Publisher’s Description
Every day, we make decisions on topics ranging from personal investments to schools for our children to the meals we eat to the causes we champion. Unfortunately, we often choose poorly. Nobel laureate Richard Thaler and legal scholar and bestselling author Cass Sunstein explain in this important exploration of choice architecture that, being human, we all are susceptible to various biases that can lead us to blunder. Our mistakes make us poorer and less healthy; we often make bad decisions involving education, personal finance, health care, mortgages and credit cards, the family, and even the planet itself.

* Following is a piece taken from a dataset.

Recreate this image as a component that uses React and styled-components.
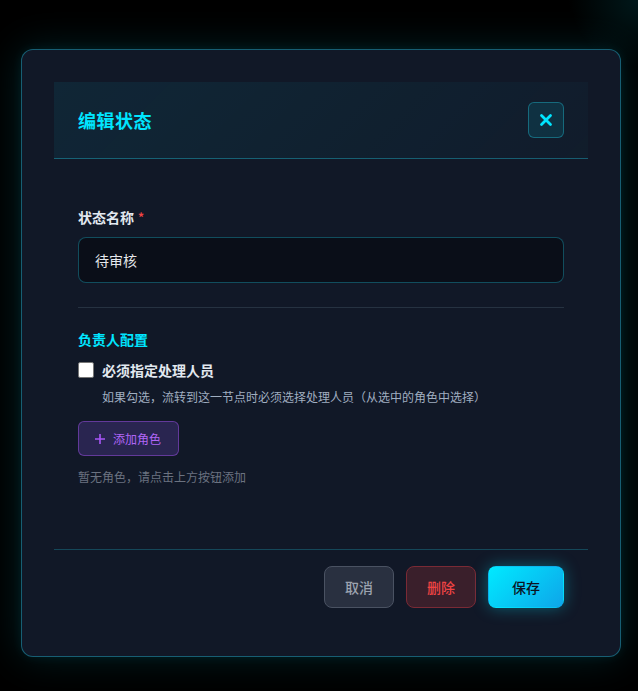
import React from "react";
import styled, { createGlobalStyle } from "styled-components";

const Global = createGlobalStyle`
  html, body { margin: 0; padding: 0; }
  body {
    background: radial-gradient(circle at 100% 0%, rgba(0, 229, 255, 0.10) 0px, rgba(0,229,255,0) 70px), #000;
    font-family: "Noto Sans CJK SC", "Noto Sans", sans-serif;
    min-height: 691px;
  }
  * { box-sizing: border-box; }
`;

const Overlay = styled.div`
  padding: 49px 0 0 21px;
  height: 691px;
`;

const Modal = styled.div`
  width: 600px;
  background: #111827;
  border: 1px solid rgba(34, 211, 238, 0.38);
  border-radius: 12px;
  padding: 32px;
  box-shadow: 0 0 40px rgba(0, 229, 255, 0.14), 0 0 12px rgba(0, 229, 255, 0.08);
`;

const Header = styled.div`
  height: 77px;
  display: flex;
  align-items: center;
  justify-content: space-between;
  padding: 0 24px;
  background: linear-gradient(135deg, rgba(0, 229, 255, 0.07), rgba(0, 229, 255, 0.02));
  border-bottom: 1px solid rgba(34, 211, 238, 0.35);
`;

const Title = styled.h2`
  margin: 0;
  font-size: 18px;
  font-weight: 700;
  letter-spacing: 0.5px;
  color: #00e5ff;
  line-height: 24px;
`;

const CloseButton = styled.button`
  width: 36px;
  height: 36px;
  border-radius: 6px;
  border: 1px solid rgba(34, 211, 238, 0.35);
  background: rgba(0, 229, 255, 0.1);
  display: flex;
  align-items: center;
  justify-content: center;
  padding: 0;
  color: #00e5ff;
`;

const Body = styled.div`
  padding: 48px 24px 63px;
`;

const Label = styled.label`
  display: block;
  font-size: 14px;
  line-height: 20px;
  font-weight: 700;
  color: #e2e8f0;
`;

const Required = styled.span`
  color: #ef4444;
  margin-left: 4px;
  font-size: 12px;
  vertical-align: top;
`;

const Input = styled.input`
  display: block;
  width: 100%;
  height: 46px;
  margin-top: 10px;
  padding: 0 16px;
  background: #0a0e18;
  border: 1px solid rgba(34, 211, 238, 0.32);
  border-radius: 8px;
  color: #e5e7eb;
  font-family: inherit;
  font-size: 14px;
  outline: none;
`;

const Divider = styled.hr`
  border: none;
  border-top: 1px solid #263241;
  margin: 24px 0 0;
`;

const SectionTitle = styled.h3`
  margin: 21px 0 0;
  font-size: 14px;
  line-height: 20px;
  font-weight: 700;
  color: #00e5ff;
`;

const CheckRow = styled.label`
  display: flex;
  align-items: center;
  gap: 8px;
  margin-top: 11px;
  font-size: 14px;
  line-height: 20px;
  font-weight: 700;
  color: #e2e8f0;
`;

const Box = styled.span`
  width: 16px;
  height: 16px;
  background: #fff;
  border: 1px solid #767676;
  border-radius: 2px;
  flex: none;
`;

const Hint = styled.p`
  margin: 8px 0 0 24px;
  font-size: 12px;
  line-height: 18px;
  color: #a0aec0;
`;

const AddButton = styled.button`
  margin-top: 15px;
  height: 35px;
  padding: 0 17px 0 15px;
  display: inline-flex;
  align-items: center;
  gap: 7px;
  background: rgba(139, 92, 246, 0.2);
  border: 1px solid rgba(168, 85, 247, 0.45);
  border-radius: 6px;
  color: #b065f7;
  font-family: inherit;
  font-size: 12px;
`;

const Empty = styled.p`
  margin: 12px 0 0;
  font-size: 12px;
  line-height: 18px;
  color: #6b7280;
`;

const Footer = styled.div`
  display: flex;
  justify-content: flex-end;
  gap: 12px;
  padding: 16px 24px;
  border-top: 1px solid rgba(34, 211, 238, 0.25);
`;

const variants = {
  cancel: `
    background: #293040;
    border: 1px solid #4a5262;
    color: #9ca3af;
  `,
  danger: `
    background: #3a1f2b;
    border: 1px solid #7a2a35;
    color: #ef4444;
  `,
  primary: `
    background: linear-gradient(135deg, #00eaff, #0ea5e9);
    border: 1px solid transparent;
    color: #0b1322;
    box-shadow: 0 0 16px rgba(0, 229, 255, 0.35);
  `,
};

const FooterButton = styled.button`
  height: 42px;
  width: ${(p) => p.$w}px;
  border-radius: 8px;
  font-family: inherit;
  font-size: 14px;
  font-weight: 500;
  padding: 0;
  ${(p) => variants[p.$variant]}
`;

export default function App() {
  return (
    <>
      <Global />
      <Overlay>
        <Modal>
          <Header>
            <Title>编辑状态</Title>
            <CloseButton aria-label="关闭">
              <svg width="14" height="14" viewBox="0 0 14 14" fill="none">
                <path d="M2.5 2.5 L11.5 11.5 M11.5 2.5 L2.5 11.5" stroke="#00e5ff" strokeWidth="2.8" strokeLinecap="round" />
              </svg>
            </CloseButton>
          </Header>
          <Body>
            <Label>
              状态名称<Required>*</Required>
            </Label>
            <Input defaultValue="待审核" />
            <Divider />
            <SectionTitle>负责人配置</SectionTitle>
            <CheckRow>
              <Box />
              必须指定处理人员
            </CheckRow>
            <Hint>如果勾选，流转到这一节点时必须选择处理人员（从选中的角色中选择）</Hint>
            <AddButton>
              <svg width="12" height="12" viewBox="0 0 12 12" fill="none">
                <path d="M6 1 V11 M1 6 H11" stroke="#a855f7" strokeWidth="1.6" />
              </svg>
              添加角色
            </AddButton>
            <Empty>暂无角色，请点击上方按钮添加</Empty>
          </Body>
          <Footer>
            <FooterButton $variant="cancel" $w={70}>取消</FooterButton>
            <FooterButton $variant="danger" $w={70}>删除</FooterButton>
            <FooterButton $variant="primary" $w={76}>保存</FooterButton>
          </Footer>
        </Modal>
      </Overlay>
    </>
  );
}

In Nudge, Thaler and Sunstein invite us to enter an alternative world, one that takes our humanness as a given. They show that by knowing how people think, we can design choice environments that make it easier for people to choose what is best for themselves, their families, and their society. Using colorful examples from the most important aspects of life, Thaler and Sunstein demonstrate how thoughtful “choice architecture” can be established to nudge us in beneficial directions without restricting freedom of choice. Nudge offers a unique new take—from neither the left nor the right—on many hot-button issues, for individuals and governments alike. This is one of the most engaging and provocative books to come along in many years.
About Richard H. Thaler
Richard H. Thaler was the winner of the 2017 Nobel Prize in Economics. He is also the author whose works include Nudge (with Cass R. Sunstein) and Misbehaving.
About Cass R. Sunstein
Cass R. Sunstein is an American legal scholar, author, and professor. His works include The World According to Stars Wars, Nudge (with Richard H. Thaler), Law and Leviathan, and Noise (with Daniel Kahneman and Olivier Sibony). He currently lives in Cambridge, Massachusetts.